[Begin Given data]

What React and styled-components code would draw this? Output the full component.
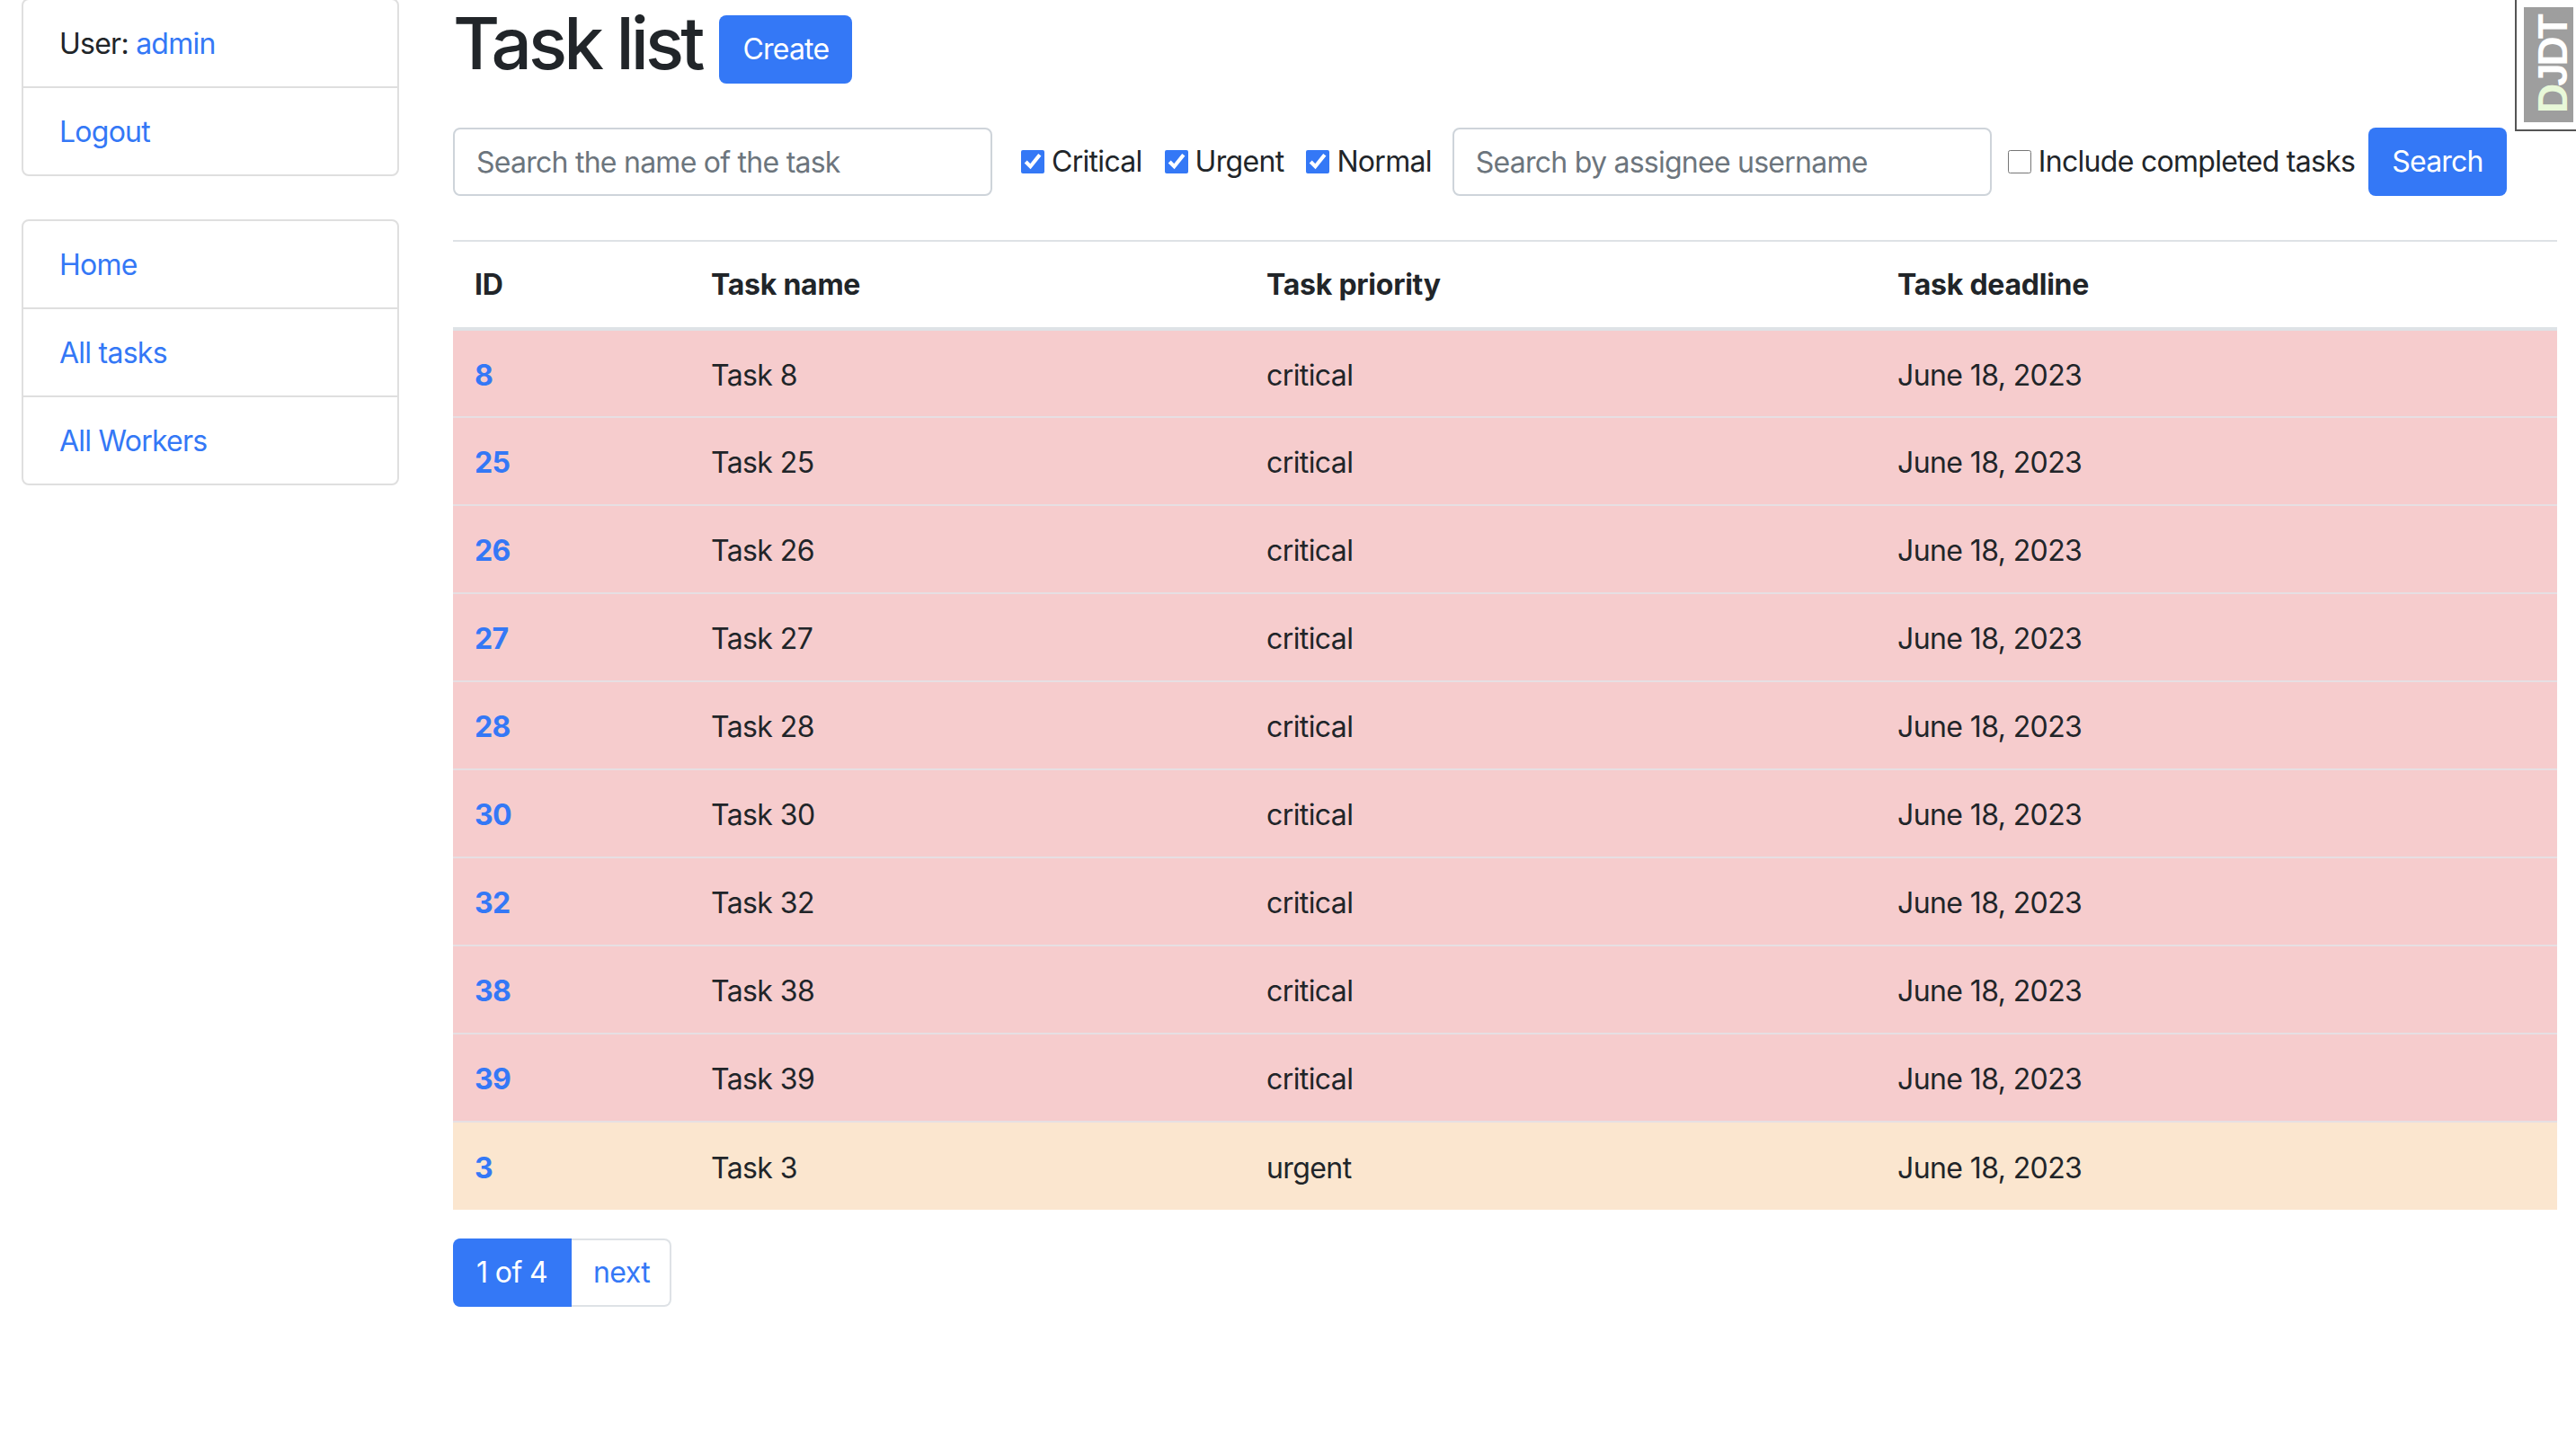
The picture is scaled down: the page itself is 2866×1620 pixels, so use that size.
import React from 'react';
import styled, { createGlobalStyle } from 'styled-components';

const GlobalStyle = createGlobalStyle`
  body {
    margin: 0;
    background: #fff;
    color: #212529;
    font-family: Inter, "Liberation Sans", sans-serif;
    font-size: 32px;
    line-height: 48px;
    letter-spacing: -0.6px;
    overflow: hidden;
  }
  a {
    color: #3478f6;
    text-decoration: none;
  }
`;

const Page = styled.div`
  display: grid;
  grid-template-columns: 420px 2341px;
  column-gap: 60px;
  padding: 0 21px 0 24px;
  margin-top: -2px;
`;

const Sidebar = styled.aside`
  display: flex;
  flex-direction: column;
  gap: 48px;
`;

const ListGroup = styled.ul`
  list-style: none;
  margin: 0;
  padding: 0;
  border: 2px solid #dfdfdf;
  border-radius: 8px;
`;

const ListItem = styled.li`
  height: 96px;
  box-sizing: border-box;
  padding: 25px 40px 0;
  letter-spacing: -0.75px;
  & + & {
    border-top: 2px solid #dfdfdf;
    height: 98px;
  }
`;

const Main = styled.main`
  min-width: 0;
`;

const TitleRow = styled.div`
  display: flex;
  align-items: flex-start;
  gap: 20px;
  height: 144px;
`;

const Title = styled.h1`
  margin: 2px 0 0;
  font-size: 80px;
  line-height: 96px;
  font-weight: 550;
  letter-spacing: -3.9px;
`;

const Button = styled.button`
  height: 76px;
  box-sizing: border-box;
  border: 0;
  border-radius: 8px;
  background: #3478f6;
  color: #fff;
  font: inherit;
  letter-spacing: -0.8px;
  padding: 0 26px;
  margin-top: ${(p) => p.$top || 0}px;
  margin-left: ${(p) => p.$left || 0}px;
`;

const SearchForm = styled.form`
  display: flex;
  align-items: center;
  height: 76px;
`;

const TextInput = styled.input`
  width: 600px;
  height: 76px;
  box-sizing: border-box;
  border: 2px solid #ced4da;
  border-radius: 8px;
  padding: 0 24px;
  font: inherit;
  letter-spacing: -0.75px;
  color: #212529;
  flex: none;
  margin-left: ${(p) => p.$left || 0}px;
  &::placeholder {
    color: #6c757d;
    opacity: 1;
  }
`;

const CheckLabel = styled.label`
  display: flex;
  align-items: center;
  gap: 8px;
  margin-left: ${(p) => p.$left}px;
  white-space: nowrap;
  letter-spacing: -0.7px;
`;

const CheckBox = styled.input.attrs({ type: 'checkbox' })`
  width: 26px;
  height: 26px;
  margin: 0;
  accent-color: #3478f6;
  flex: none;
`;

const Rule = styled.hr`
  margin: 49px 0 0;
  border: 0;
  border-top: 2px solid #dee2e6;
`;

const Table = styled.table`
  width: 100%;
  border-collapse: collapse;
  table-layout: fixed;
`;

const HeadCell = styled.th`
  width: ${(p) => p.$width}px;
  height: 97px;
  box-sizing: border-box;
  padding: 0 24px;
  text-align: left;
  font-weight: 700;
  letter-spacing: -0.25px;
  border-bottom: 4px solid #dee2e6;
`;

const Row = styled.tr`
  background: ${(p) => (p.$priority === 'critical' ? '#f6cccd' : '#fbe6cf')};
  border-bottom: 2px solid #e6dfe3;
  &:last-child {
    border-bottom: 0;
  }
`;

const Cell = styled.td`
  height: 98px;
  box-sizing: border-box;
  padding: 4px 24px 0;
`;

const IdLink = styled.a`
  font-weight: 700;
`;

const Pagination = styled.nav`
  display: flex;
  margin-top: 32px;
  height: 76px;
`;

const CurrentPage = styled.span`
  display: flex;
  align-items: center;
  width: 132px;
  box-sizing: border-box;
  padding-left: 26px;
  background: #3478f6;
  color: #fff;
  border-radius: 8px 0 0 8px;
`;

const NextLink = styled.a`
  display: flex;
  align-items: center;
  width: 111px;
  box-sizing: border-box;
  padding-left: 24px;
  border: 2px solid #dee2e6;
  border-left: 0;
  border-radius: 0 8px 8px 0;
`;

const DebugHandle = styled.div`
  position: fixed;
  top: -2px;
  right: 0;
  width: 68px;
  height: 148px;
  box-sizing: border-box;
  background: #fff;
  border: 2px solid #555;
  border-right: 0;
  padding: 8px 0 8px 8px;
`;

const DebugLogo = styled.div`
  display: flex;
  align-items: center;
  justify-content: center;
  height: 128px;
  box-sizing: border-box;
  padding-right: 9px;
  background: #9e9e9e;
  color: #fff;
  font-family: "Liberation Sans", sans-serif;
  font-weight: 700;
  font-size: 46px;
  line-height: 1;
  letter-spacing: -3px;
  writing-mode: vertical-rl;
  transform: rotate(180deg);
  span {
    color: #e8f8d8;
  }
`;

const tasks = [
  [8, 'critical'],
  [25, 'critical'],
  [26, 'critical'],
  [27, 'critical'],
  [28, 'critical'],
  [30, 'critical'],
  [32, 'critical'],
  [38, 'critical'],
  [39, 'critical'],
  [3, 'urgent'],
];

const App = () => {
  return (
    <>
      <GlobalStyle />
      <Page>
        <Sidebar>
          <ListGroup>
            <ListItem>User: <a href="#admin">admin</a></ListItem>
            <ListItem><a href="#logout">Logout</a></ListItem>
          </ListGroup>
          <ListGroup>
            <ListItem><a href="#home">Home</a></ListItem>
            <ListItem><a href="#tasks">All tasks</a></ListItem>
            <ListItem><a href="#workers">All Workers</a></ListItem>
          </ListGroup>
        </Sidebar>
        <Main>
          <TitleRow>
            <Title>Task list</Title>
            <Button type="button" $top={19}>Create</Button>
          </TitleRow>
          <SearchForm>
            <TextInput placeholder="Search the name of the task" />
            <CheckLabel $left={32}><CheckBox defaultChecked />Critical</CheckLabel>
            <CheckLabel $left={25}><CheckBox defaultChecked />Urgent</CheckLabel>
            <CheckLabel $left={25}><CheckBox defaultChecked />Normal</CheckLabel>
            <TextInput $left={23} placeholder="Search by assignee username" />
            <CheckLabel $left={18}><CheckBox />Include completed tasks</CheckLabel>
            <Button type="button" $left={15}>Search</Button>
          </SearchForm>
          <Rule />
          <Table>
            <thead>
              <tr>
                <HeadCell $width={263}>ID</HeadCell>
                <HeadCell $width={618}>Task name</HeadCell>
                <HeadCell $width={702}>Task priority</HeadCell>
                <HeadCell $width={758}>Task deadline</HeadCell>
              </tr>
            </thead>
            <tbody>
              {tasks.map(([id, priority]) => (
                <Row key={id} $priority={priority}>
                  <Cell><IdLink href={`#${id}`}>{id}</IdLink></Cell>
                  <Cell>Task {id}</Cell>
                  <Cell>{priority}</Cell>
                  <Cell>June 18, 2023</Cell>
                </Row>
              ))}
            </tbody>
          </Table>
          <Pagination>
            <CurrentPage>1 of 4</CurrentPage>
            <NextLink href="#next">next</NextLink>
          </Pagination>
        </Main>
      </Page>
      <DebugHandle>
        <DebugLogo><span>D</span>JDT</DebugLogo>
      </DebugHandle>
    </>
  );
};

export default App;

[End Given data]

• _Problem to solve_
Every line above should be returned word for word, with the pictures left behind.

• _Answer for this exercise_
What React and styled-components code would draw this? Output the full component.
The picture is scaled down: the page itself is 2866×1620 pixels, so use that size.
import React from 'react';
import styled, { createGlobalStyle } from 'styled-components';

const GlobalStyle = createGlobalStyle`
  body {
    margin: 0;
    background: #fff;
    color: #212529;
    font-family: Inter, "Liberation Sans", sans-serif;
    font-size: 32px;
    line-height: 48px;
    letter-spacing: -0.6px;
    overflow: hidden;
  }
  a {
    color: #3478f6;
    text-decoration: none;
  }
`;

const Page = styled.div`
  display: grid;
  grid-template-columns: 420px 2341px;
  column-gap: 60px;
  padding: 0 21px 0 24px;
  margin-top: -2px;
`;

const Sidebar = styled.aside`
  display: flex;
  flex-direction: column;
  gap: 48px;
`;

const ListGroup = styled.ul`
  list-style: none;
  margin: 0;
  padding: 0;
  border: 2px solid #dfdfdf;
  border-radius: 8px;
`;

const ListItem = styled.li`
  height: 96px;
  box-sizing: border-box;
  padding: 25px 40px 0;
  letter-spacing: -0.75px;
  & + & {
    border-top: 2px solid #dfdfdf;
    height: 98px;
  }
`;

const Main = styled.main`
  min-width: 0;
`;

const TitleRow = styled.div`
  display: flex;
  align-items: flex-start;
  gap: 20px;
  height: 144px;
`;

const Title = styled.h1`
  margin: 2px 0 0;
  font-size: 80px;
  line-height: 96px;
  font-weight: 550;
  letter-spacing: -3.9px;
`;

const Button = styled.button`
  height: 76px;
  box-sizing: border-box;
  border: 0;
  border-radius: 8px;
  background: #3478f6;
  color: #fff;
  font: inherit;
  letter-spacing: -0.8px;
  padding: 0 26px;
  margin-top: ${(p) => p.$top || 0}px;
  margin-left: ${(p) => p.$left || 0}px;
`;

const SearchForm = styled.form`
  display: flex;
  align-items: center;
  height: 76px;
`;

const TextInput = styled.input`
  width: 600px;
  height: 76px;
  box-sizing: border-box;
  border: 2px solid #ced4da;
  border-radius: 8px;
  padding: 0 24px;
  font: inherit;
  letter-spacing: -0.75px;
  color: #212529;
  flex: none;
  margin-left: ${(p) => p.$left || 0}px;
  &::placeholder {
    color: #6c757d;
    opacity: 1;
  }
`;

const CheckLabel = styled.label`
  display: flex;
  align-items: center;
  gap: 8px;
  margin-left: ${(p) => p.$left}px;
  white-space: nowrap;
  letter-spacing: -0.7px;
`;

const CheckBox = styled.input.attrs({ type: 'checkbox' })`
  width: 26px;
  height: 26px;
  margin: 0;
  accent-color: #3478f6;
  flex: none;
`;

const Rule = styled.hr`
  margin: 49px 0 0;
  border: 0;
  border-top: 2px solid #dee2e6;
`;

const Table = styled.table`
  width: 100%;
  border-collapse: collapse;
  table-layout: fixed;
`;

const HeadCell = styled.th`
  width: ${(p) => p.$width}px;
  height: 97px;
  box-sizing: border-box;
  padding: 0 24px;
  text-align: left;
  font-weight: 700;
  letter-spacing: -0.25px;
  border-bottom: 4px solid #dee2e6;
`;

const Row = styled.tr`
  background: ${(p) => (p.$priority === 'critical' ? '#f6cccd' : '#fbe6cf')};
  border-bottom: 2px solid #e6dfe3;
  &:last-child {
    border-bottom: 0;
  }
`;

const Cell = styled.td`
  height: 98px;
  box-sizing: border-box;
  padding: 4px 24px 0;
`;

const IdLink = styled.a`
  font-weight: 700;
`;

const Pagination = styled.nav`
  display: flex;
  margin-top: 32px;
  height: 76px;
`;

const CurrentPage = styled.span`
  display: flex;
  align-items: center;
  width: 132px;
  box-sizing: border-box;
  padding-left: 26px;
  background: #3478f6;
  color: #fff;
  border-radius: 8px 0 0 8px;
`;

const NextLink = styled.a`
  display: flex;
  align-items: center;
  width: 111px;
  box-sizing: border-box;
  padding-left: 24px;
  border: 2px solid #dee2e6;
  border-left: 0;
  border-radius: 0 8px 8px 0;
`;

const DebugHandle = styled.div`
  position: fixed;
  top: -2px;
  right: 0;
  width: 68px;
  height: 148px;
  box-sizing: border-box;
  background: #fff;
  border: 2px solid #555;
  border-right: 0;
  padding: 8px 0 8px 8px;
`;

const DebugLogo = styled.div`
  display: flex;
  align-items: center;
  justify-content: center;
  height: 128px;
  box-sizing: border-box;
  padding-right: 9px;
  background: #9e9e9e;
  color: #fff;
  font-family: "Liberation Sans", sans-serif;
  font-weight: 700;
  font-size: 46px;
  line-height: 1;
  letter-spacing: -3px;
  writing-mode: vertical-rl;
  transform: rotate(180deg);
  span {
    color: #e8f8d8;
  }
`;

const tasks = [
  [8, 'critical'],
  [25, 'critical'],
  [26, 'critical'],
  [27, 'critical'],
  [28, 'critical'],
  [30, 'critical'],
  [32, 'critical'],
  [38, 'critical'],
  [39, 'critical'],
  [3, 'urgent'],
];

const App = () => {
  return (
    <>
      <GlobalStyle />
      <Page>
        <Sidebar>
          <ListGroup>
            <ListItem>User: <a href="#admin">admin</a></ListItem>
            <ListItem><a href="#logout">Logout</a></ListItem>
          </ListGroup>
          <ListGroup>
            <ListItem><a href="#home">Home</a></ListItem>
            <ListItem><a href="#tasks">All tasks</a></ListItem>
            <ListItem><a href="#workers">All Workers</a></ListItem>
          </ListGroup>
        </Sidebar>
        <Main>
          <TitleRow>
            <Title>Task list</Title>
            <Button type="button" $top={19}>Create</Button>
          </TitleRow>
          <SearchForm>
            <TextInput placeholder="Search the name of the task" />
            <CheckLabel $left={32}><CheckBox defaultChecked />Critical</CheckLabel>
            <CheckLabel $left={25}><CheckBox defaultChecked />Urgent</CheckLabel>
            <CheckLabel $left={25}><CheckBox defaultChecked />Normal</CheckLabel>
            <TextInput $left={23} placeholder="Search by assignee username" />
            <CheckLabel $left={18}><CheckBox />Include completed tasks</CheckLabel>
            <Button type="button" $left={15}>Search</Button>
          </SearchForm>
          <Rule />
          <Table>
            <thead>
              <tr>
                <HeadCell $width={263}>ID</HeadCell>
                <HeadCell $width={618}>Task name</HeadCell>
                <HeadCell $width={702}>Task priority</HeadCell>
                <HeadCell $width={758}>Task deadline</HeadCell>
              </tr>
            </thead>
            <tbody>
              {tasks.map(([id, priority]) => (
                <Row key={id} $priority={priority}>
                  <Cell><IdLink href={`#${id}`}>{id}</IdLink></Cell>
                  <Cell>Task {id}</Cell>
                  <Cell>{priority}</Cell>
                  <Cell>June 18, 2023</Cell>
                </Row>
              ))}
            </tbody>
          </Table>
          <Pagination>
            <CurrentPage>1 of 4</CurrentPage>
            <NextLink href="#next">next</NextLink>
          </Pagination>
        </Main>
      </Page>
      <DebugHandle>
        <DebugLogo><span>D</span>JDT</DebugLogo>
      </DebugHandle>
    </>
  );
};

export default App;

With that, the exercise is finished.